NRCPD is making changes to its Code of Conduct and complaints process and wants to know what deaf people and communication and language professionals think.

The Code of Conduct says how communication and language professionals should act. It covers things like confidentiality, competence and professional development.

(Video translation by Stuart Anderson of Signamic)

 

If someone who is registered with NRCPD doesn’t do what the Code of Conduct says they should, then you can make a complaint. That’s where the complaints process comes in.

These documents help to protect the public by making sure they receive a high quality service. And if they don’t, something can be done about it.

The proposed new versions are available on the NRCPD website. There are also links to surveys that are open until Friday 2 January 2015.

The surveys aren’t the only way NRCPD is consulting. In early 2015 they will be holding events around the UK to find out what people think (dates and locations to be announced).

There’s also a new NRCPD page on Facebook. It means you can easily leave them a message in BSL. And of course there’s always Twitter for a quick message

There has been a mixed response to the proposed changes. The focus of deaf people is making sure the complaints process is accessible and helps to raise the quality of communication and language support.

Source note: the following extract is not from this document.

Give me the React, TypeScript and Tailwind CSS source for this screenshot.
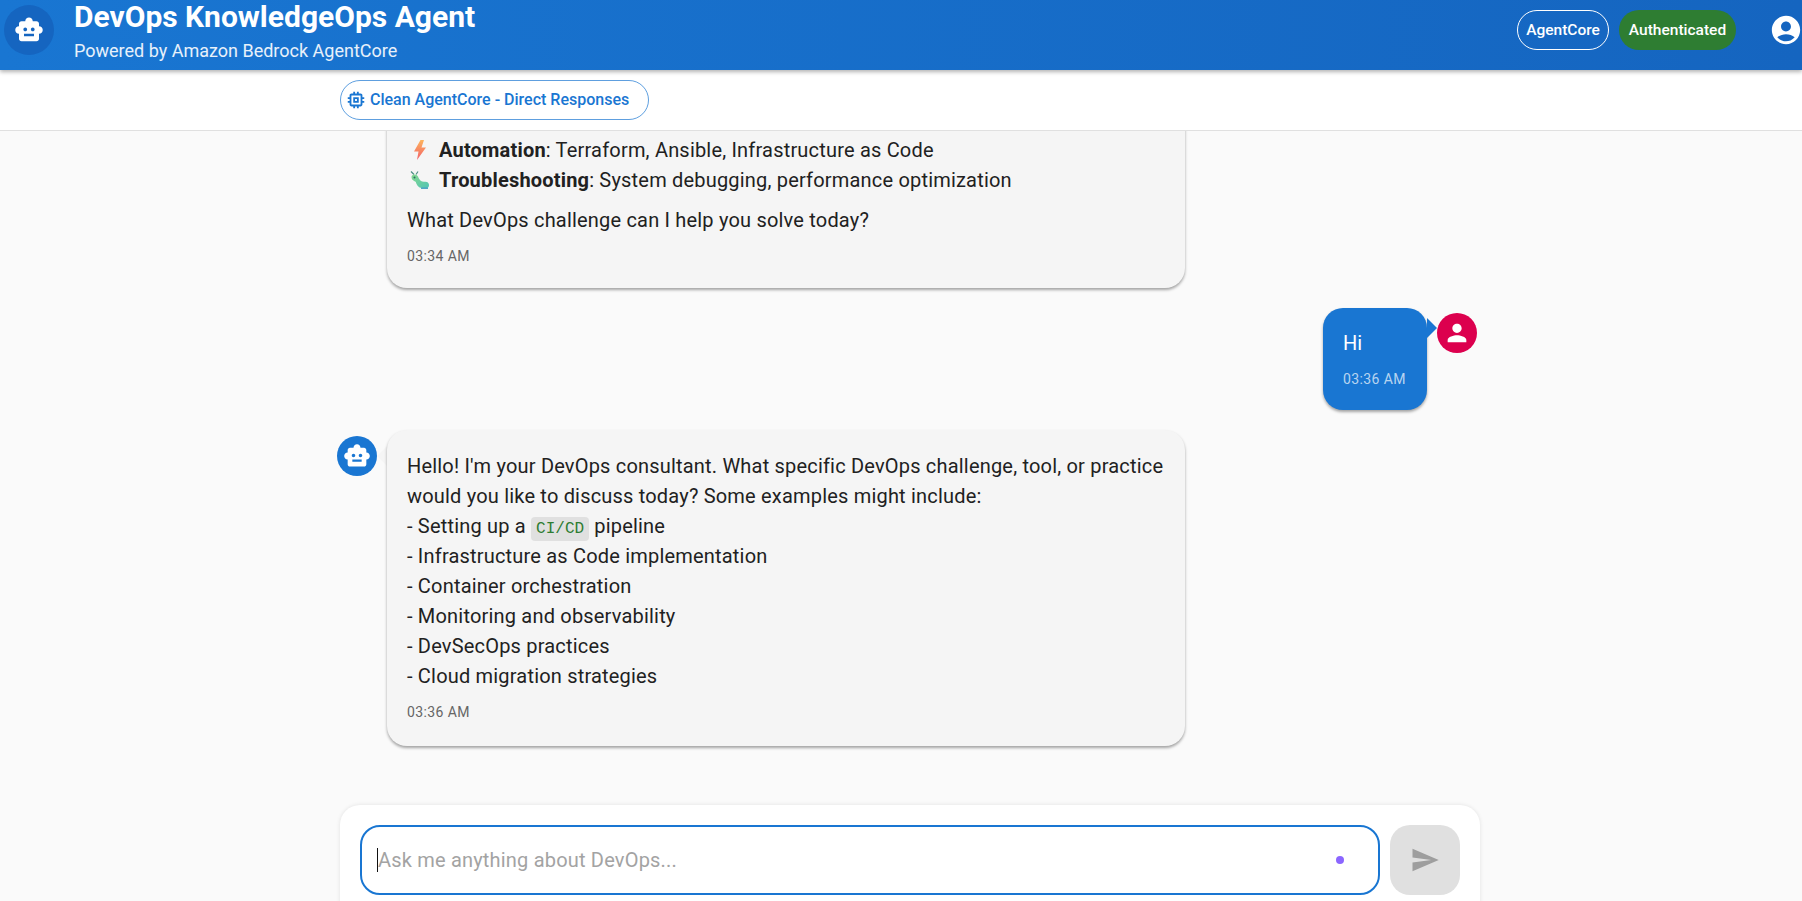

David Buxton, chief executive of the BDA, said:

“It’s often the case that Deaf people don’t know where, or how to complain. The quality and standard of language and communication support is currently on the agenda and there is a critical need to address this issue through your feedback. This survey is accessible in BSL and provides the vital first step in seeking feedback from Deaf users on the quality of service they receive. I urge everyone to give their feedback and share how their needs can be better met.”

But communication and language professionals themselves aren’t sure the changes are the right ones. Some want more flexibility than they think the proposed new Code allows.

Lesley Weatherson, chair of the Association of Lipspeakers, said:

“The Code of Conduct appears to display a lack of trust in the communication professional and a rather patronising and subjective tone. Further consultation is needed before it becomes policy.”

logoThe Association of Sign Language Interpreters (ASLI) reinforced the importance of responding to the consultation:

“Professional interpreters accept and embrace the Code of Conduct because it shows the public we care about the work we do. It says we welcome any complaint if it is thought we have broken the Code.

“ASLI and its members are making sure they contribute and comment on the draft Code of Conduct at this stage so that it is written in a way that suits the needs of the public and the service expected of interpreters.”

Huw Vaughan Thomas, chair of NRCPD, said:

“We knew there would be mixed feelings about the changes we’re proposing, but we don’t shy away from a robust debate when public protection is at stake.

“That’s our primary concern, making sure the professionals people rely on for equal access are doing their job appropriately and to a high standard. But we also want a Code that is realistic and reflects the modern professions.”